*TASK BRIEF*
Reproduce every entry exactly and leave its pictures out.

*RECORDS PROVIDED*
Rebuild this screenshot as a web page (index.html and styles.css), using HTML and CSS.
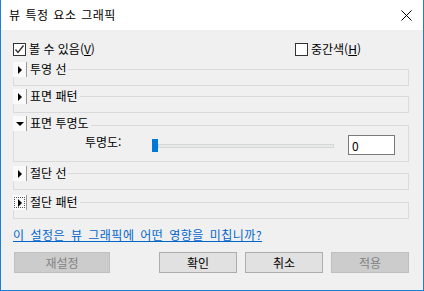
FILE: index.html
```html
<!DOCTYPE html>
<html lang="ko">
<head>
    <meta charset="UTF-8">
    <title>뷰 특정 요소 그래픽</title>
    <link rel="stylesheet" href="styles.css">
</head>
<body>
    <div class="window">
        <div class="titlebar">
            <span class="title">뷰 특정 요소 그래픽</span>
            <span class="close">
                <svg width="11" height="11" viewBox="0 0 11 11"><path d="M0.5 0.5 L10.5 10.5 M10.5 0.5 L0.5 10.5" stroke="#000" stroke-width="1" fill="none"/></svg>
            </span>
        </div>

        <div class="content">
            <div class="check-row">
                <label class="check check-first">
                    <span class="box">
                        <svg width="11" height="11" viewBox="0 0 11 11"><path d="M1.5 5.5 L4 8.5 L9.5 1.5" stroke="#333" stroke-width="1.4" fill="none"/></svg>
                    </span>
                    볼 수 있음(<u>V</u>)
                </label>
                <label class="check">
                    <span class="box"></span>
                    중간색(<u>H</u>)
                </label>
            </div>

            <div class="group">
                <div class="group-head">
                    <span class="toggle"><span class="tri-right"></span></span>
                    <span class="group-title">투영 선</span>
                    <span class="group-line"></span>
                </div>
                <div class="group-body"></div>
            </div>

            <div class="group group-tight">
                <div class="group-head">
                    <span class="toggle"><span class="tri-right"></span></span>
                    <span class="group-title">표면 패턴</span>
                    <span class="group-line"></span>
                </div>
                <div class="group-body"></div>
            </div>

            <div class="group group-tight">
                <div class="group-head">
                    <span class="toggle"><span class="tri-down"></span></span>
                    <span class="group-title">표면 투명도</span>
                    <span class="group-line group-line-low"></span>
                </div>
                <div class="group-body group-body-open">
                    <span class="field-label">투명도:</span>
                    <div class="slider">
                        <span class="slider-thumb"></span>
                        <span class="slider-track"></span>
                    </div>
                    <input class="num-input" type="text" value="0">
                </div>
            </div>

            <div class="group">
                <div class="group-head">
                    <span class="toggle"><span class="tri-right"></span></span>
                    <span class="group-title">절단 선</span>
                    <span class="group-line"></span>
                </div>
                <div class="group-body"></div>
            </div>

            <div class="group group-loose">
                <div class="group-head">
                    <span class="toggle"><span class="focus"><span class="tri-right"></span></span></span>
                    <span class="group-title">절단 패턴</span>
                    <span class="group-line"></span>
                </div>
                <div class="group-body"></div>
            </div>

            <a class="help-link" href="#">이 설정은 뷰 그래픽에 어떤 영향을 미칩니까?</a>

            <div class="buttons">
                <button class="btn btn-wide" disabled>재설정</button>
                <span class="spacer"></span>
                <button class="btn">확인</button>
                <button class="btn">취소</button>
                <button class="btn" disabled>적용</button>
            </div>
        </div>
    </div>
</body>
</html>
```

FILE: styles.css
```css
body {
    margin: 0;
    padding: 0;
    font-family: "Noto Sans CJK KR", "Liberation Sans", sans-serif;
    font-size: 12px;
    line-height: 14px;
    color: #000;
    background: #f0f0f0;
}

.window {
    width: 424px;
    height: 291px;
    box-sizing: border-box;
    border: 1px solid #1c7fd6;
    border-top: none;
    background: #f0f0f0;
}

.titlebar {
    height: 30px;
    background: #fff;
    display: flex;
    align-items: center;
    padding-left: 8px;
}

.title {
    flex: 1;
    letter-spacing: 0.5px;
    word-spacing: 1px;
}

.close {
    width: 11px;
    height: 11px;
    margin-right: 11px;
    display: flex;
}

.content {
    padding: 12px 14px 0 12px;
}

.check-row {
    display: flex;
    height: 14px;
    align-items: center;
}

.check {
    display: flex;
    align-items: center;
    white-space: nowrap;
}

.check-first {
    flex: 0 0 282px;
}

.box {
    width: 11px;
    height: 11px;
    border: 1px solid #333;
    background: #fff;
    margin-right: 3px;
    display: flex;
}

/* collapsible groups */
.group {
    margin-top: 3px;
}

.check-row + .group {
    margin-top: 5px;
}

.group-tight {
    margin-top: 2px;
}

.group-loose {
    margin-top: 4px;
}

.group-head {
    display: flex;
    height: 16px;
}

.toggle {
    width: 13px;
    height: 15px;
    margin-top: 1px;
    background: #fafafa;
    border-right: 1px solid #9a9a9a;
    display: flex;
    align-items: center;
    justify-content: center;
}

.tri-right {
    width: 0;
    height: 0;
    border-top: 4px solid transparent;
    border-bottom: 4px solid transparent;
    border-left: 4px solid #000;
    margin-left: 1px;
}

.tri-down {
    width: 0;
    height: 0;
    border-left: 4px solid transparent;
    border-right: 4px solid transparent;
    border-top: 4px solid #000;
}

.focus {
    display: flex;
    align-items: center;
    justify-content: center;
    width: 9px;
    height: 9px;
    border: 1px dotted #555;
}

.group-title {
    padding-left: 3px;
    padding-right: 2px;
    line-height: 16px;
}

.group-line {
    flex: 1;
    margin-top: 8px;
    border-top: 1px solid #dadada;
    border-right: 1px solid #dadada;
}

.group-line-low {
    margin-top: 10px;
}

.group-body {
    height: 8px;
    border: 1px solid #dadada;
    border-top: none;
}

.group-body-open {
    box-sizing: border-box;
    height: 31px;
    padding: 3px 0 0 71px;
    display: flex;
    align-items: flex-start;
}

.field-label {
    width: 40px;
    margin-top: 1px;
}

.slider {
    display: flex;
    align-items: center;
    width: 182px;
    height: 13px;
    margin: 5px 0 0 27px;
}

.slider-thumb {
    width: 6px;
    height: 13px;
    background: #0078d7;
}

.slider-track {
    flex: 1;
    height: 2px;
    background: #e7eaea;
    border: 1px solid #d6d6d6;
}

.num-input {
    width: 47px;
    height: 20px;
    box-sizing: border-box;
    margin: 1px 0 0 14px;
    border: 1px solid #7a7a7a;
    background: #fff;
    padding: 0 3px;
    font-family: "Noto Sans CJK KR", "Liberation Sans", sans-serif;
    font-size: 12px;
    outline: none;
}

.help-link {
    display: block;
    margin-top: 9px;
    color: #0066cc;
    text-decoration: underline;
    white-space: nowrap;
    letter-spacing: 0.5px;
    word-spacing: 2px;
}

.buttons {
    display: flex;
    margin-top: 10px;
    padding-left: 1px;
}

.spacer {
    flex: 1;
}

.btn {
    width: 78px;
    height: 21px;
    margin-left: 8px;
    padding: 0;
    background: #e1e1e1;
    border: 1px solid #adadad;
    font-family: "Noto Sans CJK KR", "Liberation Sans", sans-serif;
    font-size: 12px;
    color: #000;
}

.btn:disabled {
    background: #cccccc;
    border-color: #bfbfbf;
    color: #838383;
}

.btn-wide {
    width: 96px;
    margin-left: 0;
}
```
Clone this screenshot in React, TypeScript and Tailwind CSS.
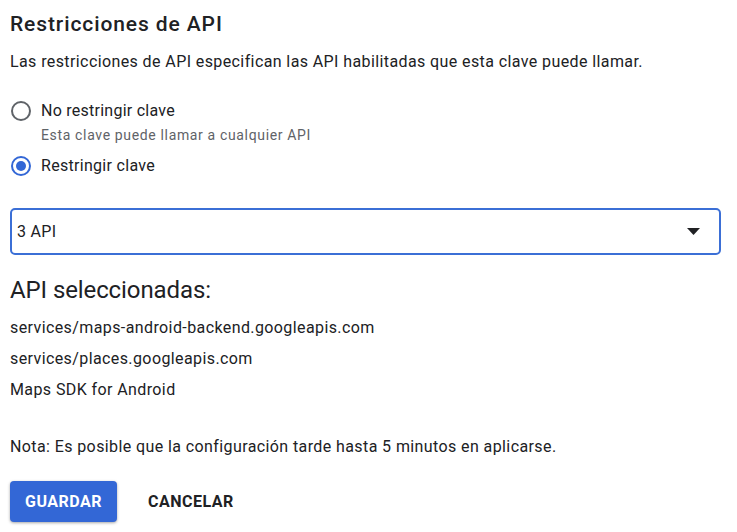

*CORRECT ANSWER*
Rebuild this screenshot as a web page (index.html and styles.css), using HTML and CSS.
FILE: index.html
```html
<!DOCTYPE html>
<html lang="ko">
<head>
    <meta charset="UTF-8">
    <title>뷰 특정 요소 그래픽</title>
    <link rel="stylesheet" href="styles.css">
</head>
<body>
    <div class="window">
        <div class="titlebar">
            <span class="title">뷰 특정 요소 그래픽</span>
            <span class="close">
                <svg width="11" height="11" viewBox="0 0 11 11"><path d="M0.5 0.5 L10.5 10.5 M10.5 0.5 L0.5 10.5" stroke="#000" stroke-width="1" fill="none"/></svg>
            </span>
        </div>

        <div class="content">
            <div class="check-row">
                <label class="check check-first">
                    <span class="box">
                        <svg width="11" height="11" viewBox="0 0 11 11"><path d="M1.5 5.5 L4 8.5 L9.5 1.5" stroke="#333" stroke-width="1.4" fill="none"/></svg>
                    </span>
                    볼 수 있음(<u>V</u>)
                </label>
                <label class="check">
                    <span class="box"></span>
                    중간색(<u>H</u>)
                </label>
            </div>

            <div class="group">
                <div class="group-head">
                    <span class="toggle"><span class="tri-right"></span></span>
                    <span class="group-title">투영 선</span>
                    <span class="group-line"></span>
                </div>
                <div class="group-body"></div>
            </div>

            <div class="group group-tight">
                <div class="group-head">
                    <span class="toggle"><span class="tri-right"></span></span>
                    <span class="group-title">표면 패턴</span>
                    <span class="group-line"></span>
                </div>
                <div class="group-body"></div>
            </div>

            <div class="group group-tight">
                <div class="group-head">
                    <span class="toggle"><span class="tri-down"></span></span>
                    <span class="group-title">표면 투명도</span>
                    <span class="group-line group-line-low"></span>
                </div>
                <div class="group-body group-body-open">
                    <span class="field-label">투명도:</span>
                    <div class="slider">
                        <span class="slider-thumb"></span>
                        <span class="slider-track"></span>
                    </div>
                    <input class="num-input" type="text" value="0">
                </div>
            </div>

            <div class="group">
                <div class="group-head">
                    <span class="toggle"><span class="tri-right"></span></span>
                    <span class="group-title">절단 선</span>
                    <span class="group-line"></span>
                </div>
                <div class="group-body"></div>
            </div>

            <div class="group group-loose">
                <div class="group-head">
                    <span class="toggle"><span class="focus"><span class="tri-right"></span></span></span>
                    <span class="group-title">절단 패턴</span>
                    <span class="group-line"></span>
                </div>
                <div class="group-body"></div>
            </div>

            <a class="help-link" href="#">이 설정은 뷰 그래픽에 어떤 영향을 미칩니까?</a>

            <div class="buttons">
                <button class="btn btn-wide" disabled>재설정</button>
                <span class="spacer"></span>
                <button class="btn">확인</button>
                <button class="btn">취소</button>
                <button class="btn" disabled>적용</button>
            </div>
        </div>
    </div>
</body>
</html>
```

FILE: styles.css
```css
body {
    margin: 0;
    padding: 0;
    font-family: "Noto Sans CJK KR", "Liberation Sans", sans-serif;
    font-size: 12px;
    line-height: 14px;
    color: #000;
    background: #f0f0f0;
}

.window {
    width: 424px;
    height: 291px;
    box-sizing: border-box;
    border: 1px solid #1c7fd6;
    border-top: none;
    background: #f0f0f0;
}

.titlebar {
    height: 30px;
    background: #fff;
    display: flex;
    align-items: center;
    padding-left: 8px;
}

.title {
    flex: 1;
    letter-spacing: 0.5px;
    word-spacing: 1px;
}

.close {
    width: 11px;
    height: 11px;
    margin-right: 11px;
    display: flex;
}

.content {
    padding: 12px 14px 0 12px;
}

.check-row {
    display: flex;
    height: 14px;
    align-items: center;
}

.check {
    display: flex;
    align-items: center;
    white-space: nowrap;
}

.check-first {
    flex: 0 0 282px;
}

.box {
    width: 11px;
    height: 11px;
    border: 1px solid #333;
    background: #fff;
    margin-right: 3px;
    display: flex;
}

/* collapsible groups */
.group {
    margin-top: 3px;
}

.check-row + .group {
    margin-top: 5px;
}

.group-tight {
    margin-top: 2px;
}

.group-loose {
    margin-top: 4px;
}

.group-head {
    display: flex;
    height: 16px;
}

.toggle {
    width: 13px;
    height: 15px;
    margin-top: 1px;
    background: #fafafa;
    border-right: 1px solid #9a9a9a;
    display: flex;
    align-items: center;
    justify-content: center;
}

.tri-right {
    width: 0;
    height: 0;
    border-top: 4px solid transparent;
    border-bottom: 4px solid transparent;
    border-left: 4px solid #000;
    margin-left: 1px;
}

.tri-down {
    width: 0;
    height: 0;
    border-left: 4px solid transparent;
    border-right: 4px solid transparent;
    border-top: 4px solid #000;
}

.focus {
    display: flex;
    align-items: center;
    justify-content: center;
    width: 9px;
    height: 9px;
    border: 1px dotted #555;
}

.group-title {
    padding-left: 3px;
    padding-right: 2px;
    line-height: 16px;
}

.group-line {
    flex: 1;
    margin-top: 8px;
    border-top: 1px solid #dadada;
    border-right: 1px solid #dadada;
}

.group-line-low {
    margin-top: 10px;
}

.group-body {
    height: 8px;
    border: 1px solid #dadada;
    border-top: none;
}

.group-body-open {
    box-sizing: border-box;
    height: 31px;
    padding: 3px 0 0 71px;
    display: flex;
    align-items: flex-start;
}

.field-label {
    width: 40px;
    margin-top: 1px;
}

.slider {
    display: flex;
    align-items: center;
    width: 182px;
    height: 13px;
    margin: 5px 0 0 27px;
}

.slider-thumb {
    width: 6px;
    height: 13px;
    background: #0078d7;
}

.slider-track {
    flex: 1;
    height: 2px;
    background: #e7eaea;
    border: 1px solid #d6d6d6;
}

.num-input {
    width: 47px;
    height: 20px;
    box-sizing: border-box;
    margin: 1px 0 0 14px;
    border: 1px solid #7a7a7a;
    background: #fff;
    padding: 0 3px;
    font-family: "Noto Sans CJK KR", "Liberation Sans", sans-serif;
    font-size: 12px;
    outline: none;
}

.help-link {
    display: block;
    margin-top: 9px;
    color: #0066cc;
    text-decoration: underline;
    white-space: nowrap;
    letter-spacing: 0.5px;
    word-spacing: 2px;
}

.buttons {
    display: flex;
    margin-top: 10px;
    padding-left: 1px;
}

.spacer {
    flex: 1;
}

.btn {
    width: 78px;
    height: 21px;
    margin-left: 8px;
    padding: 0;
    background: #e1e1e1;
    border: 1px solid #adadad;
    font-family: "Noto Sans CJK KR", "Liberation Sans", sans-serif;
    font-size: 12px;
    color: #000;
}

.btn:disabled {
    background: #cccccc;
    border-color: #bfbfbf;
    color: #838383;
}

.btn-wide {
    width: 96px;
    margin-left: 0;
}
```
Clone this screenshot in React, TypeScript and Tailwind CSS.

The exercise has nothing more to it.